EBITDA margin: is expected to be in the range of 68-69% compared to previous guidance of 67-68%.
-Ends-
About Salik Company PJSC
The Company was established in its current form, as a public joint stock company in June 2022 pursuant to Law No. (12) of 2022. 'Salik', which means 'seamless mobility' in Arabic, is Dubai's exclusive toll gate operator and manages the Emirate of Dubai's automatic toll gates utilizing Radio-Frequency-Identification (RFID) and Automatic-Number-Plate-Recognition (ANPR) technologies. The Company currently operates exclusively all the toll gates located at strategic junctures, especially on Sheikh Zayed Road, which is considered the main road in Dubai. Salik listed on the Dubai Financial Market (DFM) on 29th September 2022. Under a 49-year concession agreement (ending in 2071), with the Roads and Transport Authority (RTA), Salik has the exclusive right to operate existing and any future toll gates in Dubai.
Investor Relations
Wassim El Hayek
Head of Investor Relations
Wassim.Elhayek@salik.a
Disclaimer
No statement in this document is intended to be nor may be construed as a profit forecast. Any statements made in this document which could be classed as "forward-looking" are based upon various assumptions, including management's examination of historical operating trends, data contained in the Company's records, and other data available from third parties. Although the Company believes that these assumptions were reasonable when made, these assumptions are inherently subject to significant risks, uncertainties, and contingencies. Forward-looking statements are not guarantees of future performance. Risks, uncertainties, and contingencies could cause the actual results of operations, financial condition, and liquidity of the Company to differ materially from those results expressed or implied in the document by such forward-looking statements. No representation or warranty is made that any of these forward-looking statements or forecasts will come to pass or that any forecast result will be achieved. No reliance should be placed on any forward-looking statement. We undertake no obligation to update any forward-looking statements to reflect events or circumstances after the date of this communication. Furthermore, no representation or warranty is made as to the accuracy, completeness, or reliability of the information contained in this document.

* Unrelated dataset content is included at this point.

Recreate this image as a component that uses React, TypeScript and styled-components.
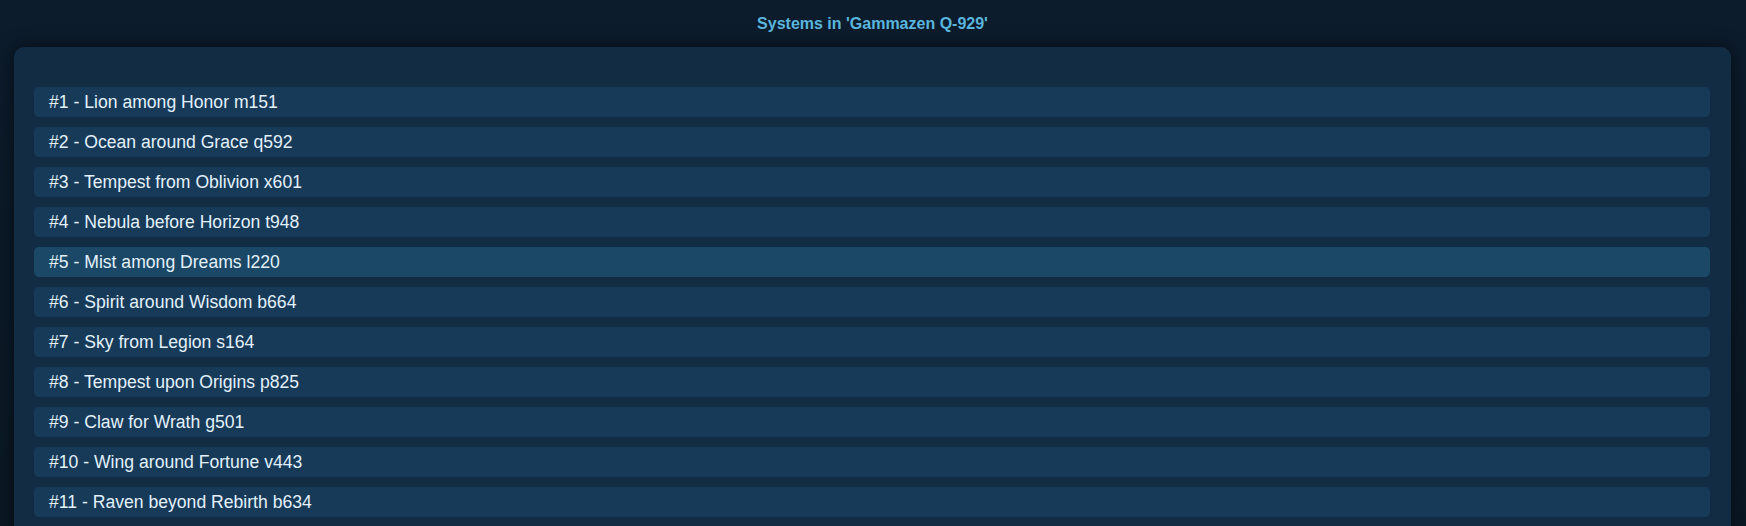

The information, statements, and opinions provided herein do not constitute a public offer under any applicable legislation or an offer to sell or solicitation of an offer to buy Salik Shares. In the event of any discrepancy or error in the numbers presented in this document, the information provided in the official financial statements shall prevail. We do not accept any liability for errors or omissions in the information contained herein.